_TASK TO COMPLETE:_
Repeat the lines below exactly as they appear, but leave out the images.

_DATASET EXTRACT:_
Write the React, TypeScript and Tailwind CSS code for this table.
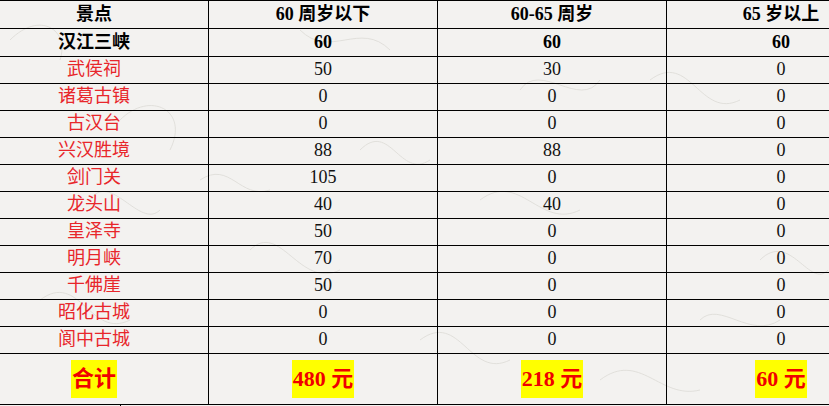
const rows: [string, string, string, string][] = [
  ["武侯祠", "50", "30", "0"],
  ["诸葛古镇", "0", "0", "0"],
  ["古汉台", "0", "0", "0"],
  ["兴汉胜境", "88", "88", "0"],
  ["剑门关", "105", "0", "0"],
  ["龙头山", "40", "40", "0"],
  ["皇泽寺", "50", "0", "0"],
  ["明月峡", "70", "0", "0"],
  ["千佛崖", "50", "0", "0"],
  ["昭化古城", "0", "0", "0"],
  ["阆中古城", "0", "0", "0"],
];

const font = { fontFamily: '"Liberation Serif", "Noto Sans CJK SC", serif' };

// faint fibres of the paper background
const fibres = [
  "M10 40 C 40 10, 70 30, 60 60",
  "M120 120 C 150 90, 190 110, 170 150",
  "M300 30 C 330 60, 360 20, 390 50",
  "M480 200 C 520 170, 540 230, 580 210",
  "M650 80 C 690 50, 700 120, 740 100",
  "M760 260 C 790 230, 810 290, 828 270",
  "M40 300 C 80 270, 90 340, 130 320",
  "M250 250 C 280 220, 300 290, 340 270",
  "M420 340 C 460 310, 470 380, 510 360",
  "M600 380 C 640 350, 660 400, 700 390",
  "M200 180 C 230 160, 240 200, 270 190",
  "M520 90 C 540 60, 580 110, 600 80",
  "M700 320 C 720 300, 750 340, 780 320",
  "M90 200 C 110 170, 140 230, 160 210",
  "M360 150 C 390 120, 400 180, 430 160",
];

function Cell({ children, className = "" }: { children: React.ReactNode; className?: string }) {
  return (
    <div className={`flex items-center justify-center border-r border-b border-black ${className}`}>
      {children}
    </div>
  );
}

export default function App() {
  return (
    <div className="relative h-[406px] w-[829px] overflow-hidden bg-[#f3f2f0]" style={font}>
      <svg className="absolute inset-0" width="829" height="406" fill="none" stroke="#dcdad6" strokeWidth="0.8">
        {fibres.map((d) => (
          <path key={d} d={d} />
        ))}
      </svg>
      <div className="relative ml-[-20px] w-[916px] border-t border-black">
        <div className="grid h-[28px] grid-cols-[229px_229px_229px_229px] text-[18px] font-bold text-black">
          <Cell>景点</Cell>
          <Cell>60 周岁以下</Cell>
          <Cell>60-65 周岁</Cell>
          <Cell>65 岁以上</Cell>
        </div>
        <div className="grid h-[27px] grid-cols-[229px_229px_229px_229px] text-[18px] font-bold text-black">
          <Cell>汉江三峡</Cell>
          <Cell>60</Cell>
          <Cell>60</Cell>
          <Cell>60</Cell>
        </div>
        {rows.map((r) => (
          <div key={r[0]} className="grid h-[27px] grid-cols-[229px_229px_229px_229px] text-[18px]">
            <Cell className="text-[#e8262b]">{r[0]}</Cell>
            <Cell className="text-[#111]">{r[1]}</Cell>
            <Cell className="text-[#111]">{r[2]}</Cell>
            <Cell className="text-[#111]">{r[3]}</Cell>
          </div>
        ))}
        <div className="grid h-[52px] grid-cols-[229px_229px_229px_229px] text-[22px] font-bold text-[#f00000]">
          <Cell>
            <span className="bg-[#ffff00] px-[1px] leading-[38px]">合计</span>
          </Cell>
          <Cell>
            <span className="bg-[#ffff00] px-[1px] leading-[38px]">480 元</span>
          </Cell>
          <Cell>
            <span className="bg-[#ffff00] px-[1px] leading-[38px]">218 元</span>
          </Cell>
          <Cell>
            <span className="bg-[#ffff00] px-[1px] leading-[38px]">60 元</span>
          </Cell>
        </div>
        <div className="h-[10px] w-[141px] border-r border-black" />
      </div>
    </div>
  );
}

_CORRECT ANSWER:_
Write the React, TypeScript and Tailwind CSS code for this table.
const rows: [string, string, string, string][] = [
  ["武侯祠", "50", "30", "0"],
  ["诸葛古镇", "0", "0", "0"],
  ["古汉台", "0", "0", "0"],
  ["兴汉胜境", "88", "88", "0"],
  ["剑门关", "105", "0", "0"],
  ["龙头山", "40", "40", "0"],
  ["皇泽寺", "50", "0", "0"],
  ["明月峡", "70", "0", "0"],
  ["千佛崖", "50", "0", "0"],
  ["昭化古城", "0", "0", "0"],
  ["阆中古城", "0", "0", "0"],
];

const font = { fontFamily: '"Liberation Serif", "Noto Sans CJK SC", serif' };

// faint fibres of the paper background
const fibres = [
  "M10 40 C 40 10, 70 30, 60 60",
  "M120 120 C 150 90, 190 110, 170 150",
  "M300 30 C 330 60, 360 20, 390 50",
  "M480 200 C 520 170, 540 230, 580 210",
  "M650 80 C 690 50, 700 120, 740 100",
  "M760 260 C 790 230, 810 290, 828 270",
  "M40 300 C 80 270, 90 340, 130 320",
  "M250 250 C 280 220, 300 290, 340 270",
  "M420 340 C 460 310, 470 380, 510 360",
  "M600 380 C 640 350, 660 400, 700 390",
  "M200 180 C 230 160, 240 200, 270 190",
  "M520 90 C 540 60, 580 110, 600 80",
  "M700 320 C 720 300, 750 340, 780 320",
  "M90 200 C 110 170, 140 230, 160 210",
  "M360 150 C 390 120, 400 180, 430 160",
];

function Cell({ children, className = "" }: { children: React.ReactNode; className?: string }) {
  return (
    <div className={`flex items-center justify-center border-r border-b border-black ${className}`}>
      {children}
    </div>
  );
}

export default function App() {
  return (
    <div className="relative h-[406px] w-[829px] overflow-hidden bg-[#f3f2f0]" style={font}>
      <svg className="absolute inset-0" width="829" height="406" fill="none" stroke="#dcdad6" strokeWidth="0.8">
        {fibres.map((d) => (
          <path key={d} d={d} />
        ))}
      </svg>
      <div className="relative ml-[-20px] w-[916px] border-t border-black">
        <div className="grid h-[28px] grid-cols-[229px_229px_229px_229px] text-[18px] font-bold text-black">
          <Cell>景点</Cell>
          <Cell>60 周岁以下</Cell>
          <Cell>60-65 周岁</Cell>
          <Cell>65 岁以上</Cell>
        </div>
        <div className="grid h-[27px] grid-cols-[229px_229px_229px_229px] text-[18px] font-bold text-black">
          <Cell>汉江三峡</Cell>
          <Cell>60</Cell>
          <Cell>60</Cell>
          <Cell>60</Cell>
        </div>
        {rows.map((r) => (
          <div key={r[0]} className="grid h-[27px] grid-cols-[229px_229px_229px_229px] text-[18px]">
            <Cell className="text-[#e8262b]">{r[0]}</Cell>
            <Cell className="text-[#111]">{r[1]}</Cell>
            <Cell className="text-[#111]">{r[2]}</Cell>
            <Cell className="text-[#111]">{r[3]}</Cell>
          </div>
        ))}
        <div className="grid h-[52px] grid-cols-[229px_229px_229px_229px] text-[22px] font-bold text-[#f00000]">
          <Cell>
            <span className="bg-[#ffff00] px-[1px] leading-[38px]">合计</span>
          </Cell>
          <Cell>
            <span className="bg-[#ffff00] px-[1px] leading-[38px]">480 元</span>
          </Cell>
          <Cell>
            <span className="bg-[#ffff00] px-[1px] leading-[38px]">218 元</span>
          </Cell>
          <Cell>
            <span className="bg-[#ffff00] px-[1px] leading-[38px]">60 元</span>
          </Cell>
        </div>
        <div className="h-[10px] w-[141px] border-r border-black" />
      </div>
    </div>
  );
}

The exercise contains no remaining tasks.